Requirements
From the entries that follow, gather each line holding the word "React".

Extracted data

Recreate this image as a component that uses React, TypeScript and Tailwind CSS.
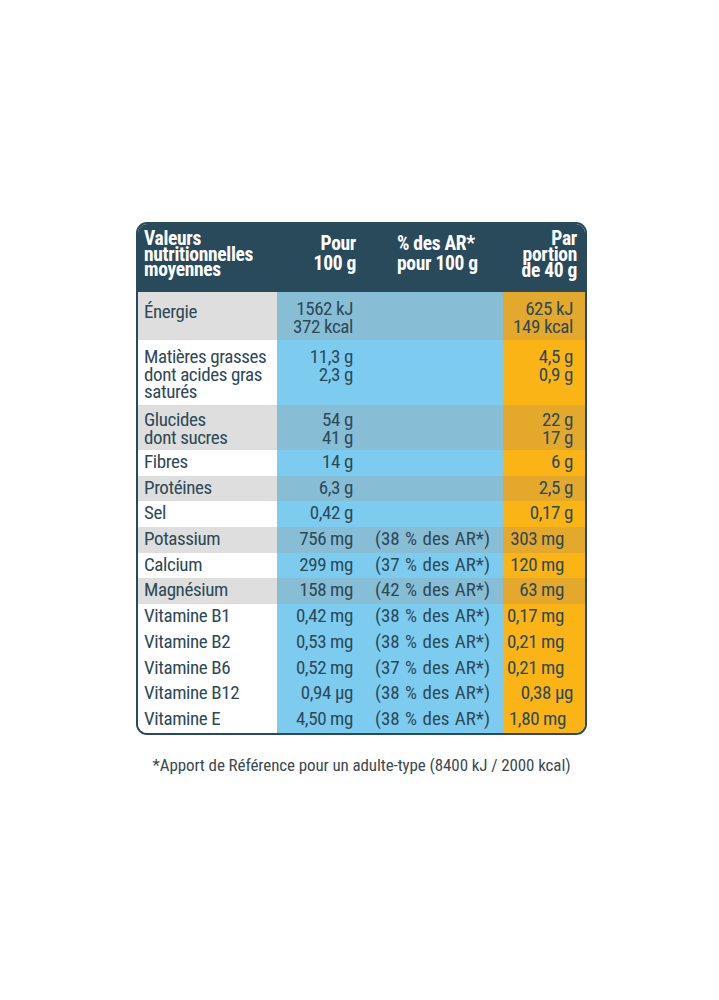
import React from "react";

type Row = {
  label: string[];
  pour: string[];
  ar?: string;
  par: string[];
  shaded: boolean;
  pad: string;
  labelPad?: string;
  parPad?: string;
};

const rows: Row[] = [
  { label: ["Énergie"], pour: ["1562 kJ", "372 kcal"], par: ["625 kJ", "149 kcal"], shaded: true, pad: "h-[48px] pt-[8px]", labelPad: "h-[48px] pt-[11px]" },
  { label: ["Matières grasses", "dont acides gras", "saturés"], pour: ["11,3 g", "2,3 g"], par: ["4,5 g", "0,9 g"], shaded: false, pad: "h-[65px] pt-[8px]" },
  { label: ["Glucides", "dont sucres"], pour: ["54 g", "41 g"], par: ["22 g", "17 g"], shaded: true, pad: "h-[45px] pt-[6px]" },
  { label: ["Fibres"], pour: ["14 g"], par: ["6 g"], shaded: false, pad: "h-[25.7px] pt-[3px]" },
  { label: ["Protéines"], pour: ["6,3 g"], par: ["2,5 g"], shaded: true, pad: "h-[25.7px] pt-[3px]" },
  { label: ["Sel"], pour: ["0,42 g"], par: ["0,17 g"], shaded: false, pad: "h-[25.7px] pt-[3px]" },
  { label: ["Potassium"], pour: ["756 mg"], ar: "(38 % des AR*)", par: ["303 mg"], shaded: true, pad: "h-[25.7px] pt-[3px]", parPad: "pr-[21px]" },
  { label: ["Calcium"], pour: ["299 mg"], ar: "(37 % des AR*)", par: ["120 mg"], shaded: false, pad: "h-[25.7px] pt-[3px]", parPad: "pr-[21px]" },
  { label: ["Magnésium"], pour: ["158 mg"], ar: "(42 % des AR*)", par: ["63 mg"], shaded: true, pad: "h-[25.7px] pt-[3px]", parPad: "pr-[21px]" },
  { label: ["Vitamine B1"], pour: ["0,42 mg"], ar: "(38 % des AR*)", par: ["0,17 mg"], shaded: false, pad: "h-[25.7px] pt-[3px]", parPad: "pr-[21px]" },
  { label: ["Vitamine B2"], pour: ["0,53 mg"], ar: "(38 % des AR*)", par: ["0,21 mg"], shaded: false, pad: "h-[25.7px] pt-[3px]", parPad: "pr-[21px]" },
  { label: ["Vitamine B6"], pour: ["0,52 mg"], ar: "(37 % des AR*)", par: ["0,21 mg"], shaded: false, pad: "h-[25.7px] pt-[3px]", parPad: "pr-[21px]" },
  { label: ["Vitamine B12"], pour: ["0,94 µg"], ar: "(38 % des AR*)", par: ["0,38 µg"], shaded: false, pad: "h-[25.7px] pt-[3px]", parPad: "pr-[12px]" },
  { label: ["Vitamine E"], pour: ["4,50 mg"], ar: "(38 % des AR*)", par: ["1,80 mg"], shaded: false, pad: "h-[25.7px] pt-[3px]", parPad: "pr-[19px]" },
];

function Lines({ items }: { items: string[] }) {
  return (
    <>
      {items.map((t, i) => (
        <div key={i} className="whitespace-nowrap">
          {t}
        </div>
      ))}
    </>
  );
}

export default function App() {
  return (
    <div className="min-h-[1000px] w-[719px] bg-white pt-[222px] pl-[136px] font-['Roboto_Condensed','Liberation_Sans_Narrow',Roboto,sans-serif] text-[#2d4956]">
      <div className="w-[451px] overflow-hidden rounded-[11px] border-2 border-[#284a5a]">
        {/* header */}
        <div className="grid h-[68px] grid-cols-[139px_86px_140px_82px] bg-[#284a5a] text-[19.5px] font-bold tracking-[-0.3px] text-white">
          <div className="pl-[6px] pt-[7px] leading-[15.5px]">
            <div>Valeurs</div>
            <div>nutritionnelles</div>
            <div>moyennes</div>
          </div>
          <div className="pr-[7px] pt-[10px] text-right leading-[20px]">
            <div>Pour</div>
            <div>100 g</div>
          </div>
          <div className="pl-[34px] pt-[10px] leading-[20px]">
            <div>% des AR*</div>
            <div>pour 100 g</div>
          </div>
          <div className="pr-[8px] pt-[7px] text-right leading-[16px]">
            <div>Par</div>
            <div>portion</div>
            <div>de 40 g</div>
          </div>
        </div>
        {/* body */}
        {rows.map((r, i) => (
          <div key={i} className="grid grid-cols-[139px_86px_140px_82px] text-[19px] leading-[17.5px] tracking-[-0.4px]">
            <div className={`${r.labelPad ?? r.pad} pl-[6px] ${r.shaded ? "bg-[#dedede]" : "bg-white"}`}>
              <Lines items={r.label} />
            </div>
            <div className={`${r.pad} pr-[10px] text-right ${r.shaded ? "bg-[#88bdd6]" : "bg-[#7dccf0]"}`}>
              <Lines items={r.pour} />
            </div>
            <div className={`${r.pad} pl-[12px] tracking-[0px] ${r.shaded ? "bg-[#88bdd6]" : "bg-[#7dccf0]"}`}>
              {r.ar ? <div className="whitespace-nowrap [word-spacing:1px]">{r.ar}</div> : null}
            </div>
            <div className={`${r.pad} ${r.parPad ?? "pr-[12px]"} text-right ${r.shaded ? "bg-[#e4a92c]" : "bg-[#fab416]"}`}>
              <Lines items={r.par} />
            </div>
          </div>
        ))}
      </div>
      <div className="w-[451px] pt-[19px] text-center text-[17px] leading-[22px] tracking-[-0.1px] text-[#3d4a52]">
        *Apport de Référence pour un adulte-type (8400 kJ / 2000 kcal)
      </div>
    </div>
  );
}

--

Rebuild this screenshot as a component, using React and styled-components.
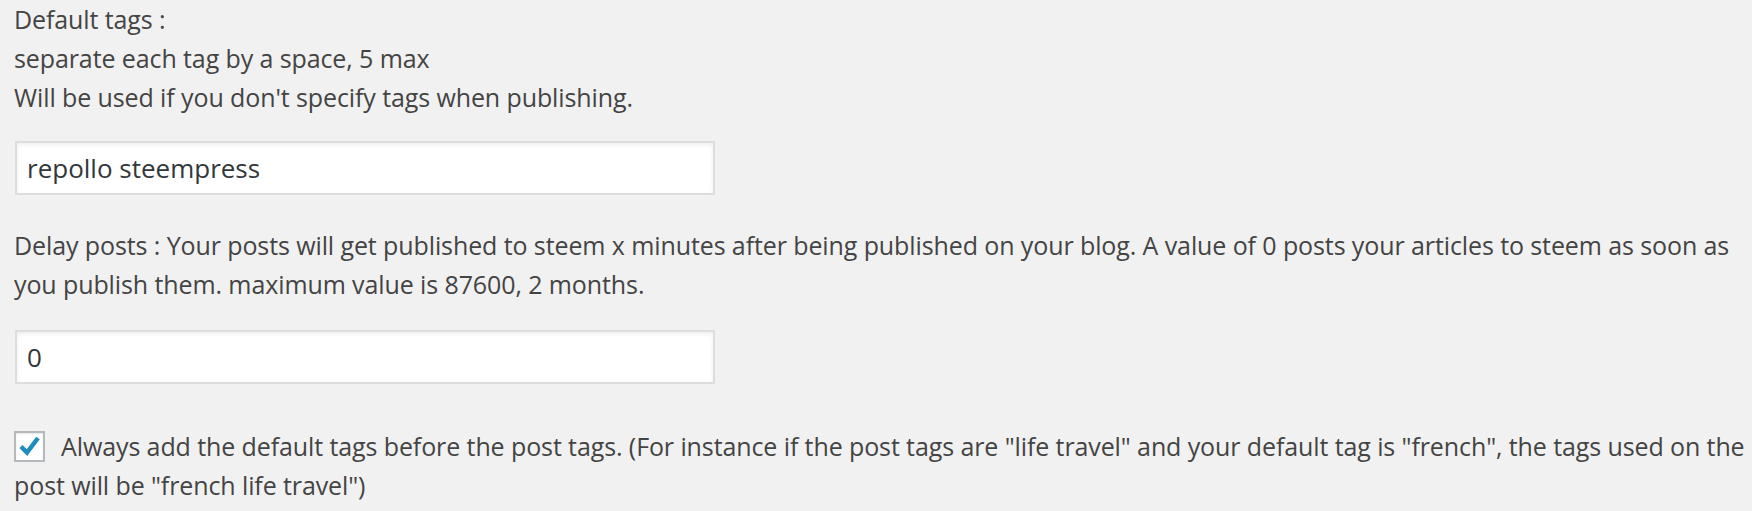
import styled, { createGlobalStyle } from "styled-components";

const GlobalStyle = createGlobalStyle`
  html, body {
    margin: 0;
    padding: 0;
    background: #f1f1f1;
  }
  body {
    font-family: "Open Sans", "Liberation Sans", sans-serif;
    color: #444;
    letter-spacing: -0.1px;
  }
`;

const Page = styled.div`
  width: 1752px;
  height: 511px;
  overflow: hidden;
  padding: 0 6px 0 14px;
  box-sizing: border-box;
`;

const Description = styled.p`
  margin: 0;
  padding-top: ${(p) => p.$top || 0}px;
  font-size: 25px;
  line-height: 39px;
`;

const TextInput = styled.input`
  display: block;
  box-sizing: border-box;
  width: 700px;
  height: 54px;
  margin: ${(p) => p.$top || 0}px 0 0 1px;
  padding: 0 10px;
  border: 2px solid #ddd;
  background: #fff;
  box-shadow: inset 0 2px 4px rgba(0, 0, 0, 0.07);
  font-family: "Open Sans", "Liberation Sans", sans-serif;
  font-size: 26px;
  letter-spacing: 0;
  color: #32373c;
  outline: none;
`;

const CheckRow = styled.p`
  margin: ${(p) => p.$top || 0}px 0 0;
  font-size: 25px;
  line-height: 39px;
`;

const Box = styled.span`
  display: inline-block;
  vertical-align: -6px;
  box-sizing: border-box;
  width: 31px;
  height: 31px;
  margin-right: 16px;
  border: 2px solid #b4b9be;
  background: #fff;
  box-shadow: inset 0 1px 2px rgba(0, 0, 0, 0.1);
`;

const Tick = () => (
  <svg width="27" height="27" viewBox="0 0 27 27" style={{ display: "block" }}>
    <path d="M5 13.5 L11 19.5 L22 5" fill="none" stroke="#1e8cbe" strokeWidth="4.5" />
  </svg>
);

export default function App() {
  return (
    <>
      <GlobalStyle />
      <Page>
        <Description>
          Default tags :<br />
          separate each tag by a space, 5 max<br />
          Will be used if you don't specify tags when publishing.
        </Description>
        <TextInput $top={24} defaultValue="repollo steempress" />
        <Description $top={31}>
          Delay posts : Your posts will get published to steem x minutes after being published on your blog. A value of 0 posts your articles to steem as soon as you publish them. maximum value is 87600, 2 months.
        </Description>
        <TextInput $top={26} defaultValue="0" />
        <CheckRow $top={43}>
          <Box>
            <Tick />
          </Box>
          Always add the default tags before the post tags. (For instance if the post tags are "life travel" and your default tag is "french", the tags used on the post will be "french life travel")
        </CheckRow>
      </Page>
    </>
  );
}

Answer for the task
Recreate this image as a component that uses React, TypeScript and Tailwind CSS.
import React from "react";
Rebuild this screenshot as a component, using React and styled-components.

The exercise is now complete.